Orlando’s reputation as a melting pot cannot be disputed. With millions of people flooding the area during the tourism season, it’s easy to forget the local diversity which has already thrived here for many years. One area that is a shining example of Central Florida’s diverse culture is the area near Mills and 50 commonly known as “Little Vietnam”, or “Little Saigon.” The area is currently the subject of a week long 90.7 WMFE special series that can be viewed here.
During an interview with Kim Chau, a longtime resident of the area, she tells of a tour she gave to Walt Disney Imagineers around the area. She says they were acquiring “ideas” for their theme parks. Coincidental, since the area’s Mills 50 project has aimed to renovate and re-package Orlando’s traditionally artistic district. As part of the project’s goals, focus was placed on the Asian businesses, highlighting them and incorporating them into a sort of “Chinatown.” Joanne Grant, executive director of the Mills 50 initiative cites resistance from some businesses in the area, claiming they do not want to be clumped into one big generic “Chinatown.” And why should they? If the area’s unique feel and culture were created out of the ashes of war and forged through a collective longing for home, morphing the area into something it’s not would be undoing that organic social process.
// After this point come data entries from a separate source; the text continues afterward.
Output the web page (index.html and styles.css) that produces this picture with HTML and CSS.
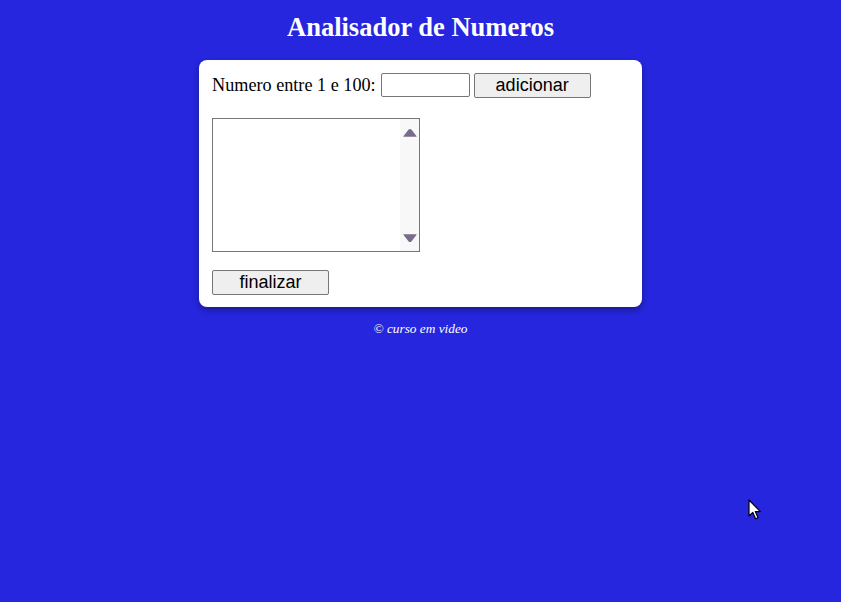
FILE: index.html
```html
<!DOCTYPE html>
<html lang="pt">
<head>
<meta charset="utf-8">
<title>Analisador de Numeros</title>
<link rel="stylesheet" href="styles.css">
</head>
<body>
<header class="top">
  <h1 class="title">Analisador de Numeros</h1>
</header>
<section class="card">
  <div class="row">
    <label class="label" for="num">Numero entre 1 e 100:</label>
    <input class="field" type="text" id="num">
    <button class="btn" type="button">adicionar</button>
  </div>
  <div class="list">
    <div class="list-body"></div>
    <div class="scroll">
      <svg class="arrow" width="14" height="8" viewBox="0 0 14 8"><path d="M5.6 0.6 Q7 -0.4 8.4 0.6 L13.6 7.2 Q13.8 7.8 13 7.8 L1 7.8 Q0.2 7.8 0.4 7.2 Z" fill="#7a6a8b"/></svg>
      <svg class="arrow" width="14" height="8" viewBox="0 0 14 8"><path d="M1 0.2 L13 0.2 Q13.8 0.2 13.6 0.8 L8.4 7.4 Q7 8.4 5.6 7.4 L0.4 0.8 Q0.2 0.2 1 0.2 Z" fill="#7a6a8b"/></svg>
    </div>
  </div>
  <div class="row-end">
    <button class="btn" type="button">finalizar</button>
  </div>
</section>
<footer class="foot">&copy; curso em video</footer>
<svg class="cursor" width="14" height="22" viewBox="0 0 14 22"><path d="M1 1 L1 17 L4.8 13.4 L7.6 19.8 L10 18.8 L7.3 12.6 L12.4 12.6 Z" fill="#fff" stroke="#000" stroke-width="1.2" stroke-linejoin="round"/></svg>
</body>
</html>
```
FILE: styles.css
```css
html, body {
  margin: 0;
  padding: 0;
}
body {
  background: #2626de;
  font-family: "Liberation Serif", "Times New Roman", serif;
  color: #000;
  min-height: 602px;
  position: relative;
}
.top {
  padding-top: 12px;
}
.title {
  margin: 0;
  font-size: 26.5px;
  line-height: 30px;
  font-weight: bold;
  text-align: center;
  color: #fff;
}
.card {
  box-sizing: border-box;
  width: 443px;
  margin: 18px auto 0;
  background: #fff;
  border-radius: 8px;
  box-shadow: 0 3px 6px rgba(0, 0, 0, 0.35);
  padding: 12px 13px 12px;
  display: flex;
  flex-direction: column;
  align-items: flex-start;
}
.row {
  display: flex;
  align-items: center;
  height: 26px;
}
.label {
  font-size: 18.2px;
  margin-right: 5px;
}
.field {
  box-sizing: border-box;
  width: 89px;
  height: 24px;
  border: 1px solid #767676;
  border-radius: 2px;
  padding: 0 2px;
  margin: 0 4px 0 0;
  background: #fff;
}
.btn {
  box-sizing: border-box;
  width: 117px;
  height: 25px;
  padding: 0;
  margin: 0;
  border: 1px solid #767676;
  border-radius: 2px;
  background: #efefef;
  font-family: "Liberation Sans", Arial, sans-serif;
  font-size: 18px;
  line-height: 23px;
  color: #000;
}
.list {
  box-sizing: border-box;
  margin-top: 20px;
  width: 208px;
  height: 134px;
  border: 1px solid #767676;
  display: flex;
  background: #fff;
}
.list-body {
  flex: 1;
}
.scroll {
  width: 19px;
  background: #f8f8f8;
  display: flex;
  flex-direction: column;
  justify-content: space-between;
  align-items: center;
  padding: 10px 0 9px;
}
.arrow {
  display: block;
}
.row-end {
  margin-top: 18px;
}
.foot {
  margin-top: 14px;
  text-align: center;
  font-style: italic;
  font-size: 13.3px;
  line-height: 16px;
  color: #fff;
}
.cursor {
  position: absolute;
  left: 748px;
  top: 499px;
}
```
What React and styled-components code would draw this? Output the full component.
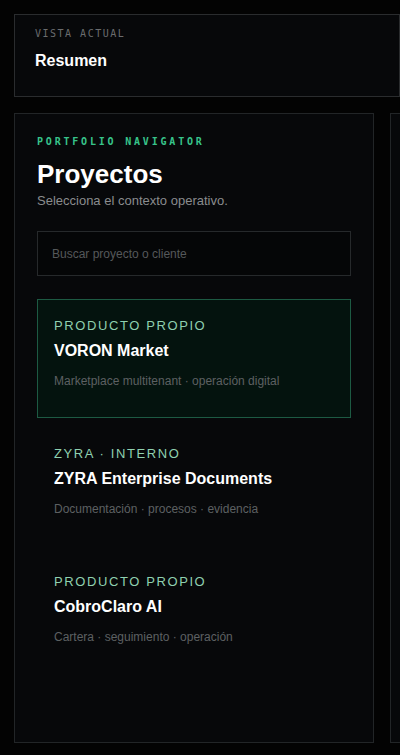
import React, { useState } from 'react'
import styled, { createGlobalStyle } from 'styled-components'

const projects = [
  { id: 'voron', tag: 'Producto propio', name: 'VORON Market', meta: 'Marketplace multitenant · operación digital' },
  { id: 'zyra', tag: 'ZYRA · Interno', name: 'ZYRA Enterprise Documents', meta: 'Documentación · procesos · evidencia' },
  { id: 'cobro', tag: 'Producto propio', name: 'CobroClaro AI', meta: 'Cartera · seguimiento · operación' },
]

const GlobalStyle = createGlobalStyle`
  html, body {
    margin: 0;
    padding: 0;
    background: #030303;
    overflow: hidden;
  }
  body {
    font-family: "Liberation Sans", Arial, sans-serif;
    color: #f5f5f5;
  }
  * { box-sizing: border-box; }
`

const App = () => {
  const [selected, setSelected] = useState('voron')
  const [query, setQuery] = useState('')

  return (
    <Page>
      <GlobalStyle />
      <ViewCard>
        <Eyebrow>Vista actual</Eyebrow>
        <ViewTitle>Resumen</ViewTitle>
      </ViewCard>

      <Columns>
        <Panel>
          <Kicker>Portfolio navigator</Kicker>
          <Heading>Proyectos</Heading>
          <Subtitle>Selecciona el contexto operativo.</Subtitle>
          <Search
            placeholder="Buscar proyecto o cliente"
            value={query}
            onChange={(e) => setQuery(e.target.value)}
          />
          <List>
            {projects.map((p) => (
              <Item key={p.id} $active={selected === p.id} onClick={() => setSelected(p.id)}>
                <Tag>{p.tag}</Tag>
                <Name>{p.name}</Name>
                <Meta>{p.meta}</Meta>
              </Item>
            ))}
          </List>
        </Panel>
        <Panel />
      </Columns>
    </Page>
  )
}

const Page = styled.div`
  padding: 14px 0 0 14px;
  display: flex;
  flex-direction: column;
  gap: 16px;
  width: 800px;
`

const ViewCard = styled.div`
  width: 386px;
  height: 83px;
  background: #07080a;
  border: 1px solid #2a2c2e;
  padding: 13px 20px;
`

const Eyebrow = styled.div`
  font-family: "DejaVu Sans Mono", "Liberation Mono", monospace;
  font-size: 10px;
  line-height: 12px;
  letter-spacing: 1.5px;
  text-transform: uppercase;
  color: #6a6c6e;
`

const ViewTitle = styled.div`
  margin-top: 11px;
  font-size: 16px;
  line-height: 20px;
  font-weight: 700;
  color: #ffffff;
`

const Columns = styled.div`
  display: flex;
  gap: 16px;
`

const Panel = styled.section`
  flex: 0 0 360px;
  height: 630px;
  background: #07080a;
  border: 1px solid #222527;
  padding: 22px;
  display: flex;
  flex-direction: column;
`

const Kicker = styled.div`
  font-family: "DejaVu Sans Mono", "Liberation Mono", monospace;
  font-size: 10px;
  line-height: 12px;
  font-weight: 700;
  letter-spacing: 2.8px;
  text-transform: uppercase;
  color: #37c48a;
`

const Heading = styled.h1`
  margin: 10px 0 0;
  font-size: 26px;
  line-height: 32px;
  font-weight: 700;
  color: #ffffff;
`

const Subtitle = styled.p`
  margin: 3px 0 0;
  font-size: 13px;
  line-height: 16px;
  color: #8a8c8e;
`

const Search = styled.input`
  margin-top: 22px;
  width: 100%;
  height: 45px;
  padding: 0 14px;
  background: #050607;
  border: 1px solid #26292b;
  border-radius: 0;
  font-family: "Liberation Sans", Arial, sans-serif;
  font-size: 12px;
  color: #dddddd;
  outline: none;

  &::placeholder {
    color: #55585a;
  }
`

const List = styled.div`
  margin-top: 23px;
  display: flex;
  flex-direction: column;
  gap: 9px;
`

const Item = styled.div`
  height: 119px;
  padding: 18px 16px 0;
  border: 1px solid ${(p) => (p.$active ? '#1d5a43' : 'transparent')};
  background: ${(p) => (p.$active ? '#04130e' : 'transparent')};
  cursor: pointer;
`

const Tag = styled.div`
  font-size: 13px;
  line-height: 16px;
  letter-spacing: 1.6px;
  text-transform: uppercase;
  color: #8fd0b0;
`

const Name = styled.div`
  margin-top: 7px;
  font-size: 16px;
  line-height: 20px;
  font-weight: 700;
  color: #ffffff;
`

const Meta = styled.div`
  margin-top: 13px;
  font-size: 12px;
  line-height: 15px;
  color: #5d6062;
`

export default App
It’s areas like these that are at a risk of being lost to a generic idea of development, losing all sense of originality. Culture has a hard time in Orlando, and it’s in the Downtown scene that has just barely kept it alive all these years. Little Saigon is an example of people coming together and creating something familiar, yet exotic to all outside it’s world. I would hate for this area to be demonized in an effort to force development. As we’ve seen with 192, all it takes is enough diversity, a collective fear towards foreign culture, and a few yellow journalism wizards in the pockets of the Mouse to destroy an area. The story of Colonialtown’s thriving Vietnamese town should serve as a lesson for us here in Kissimmee on how to come together and create a scene that benefits us all.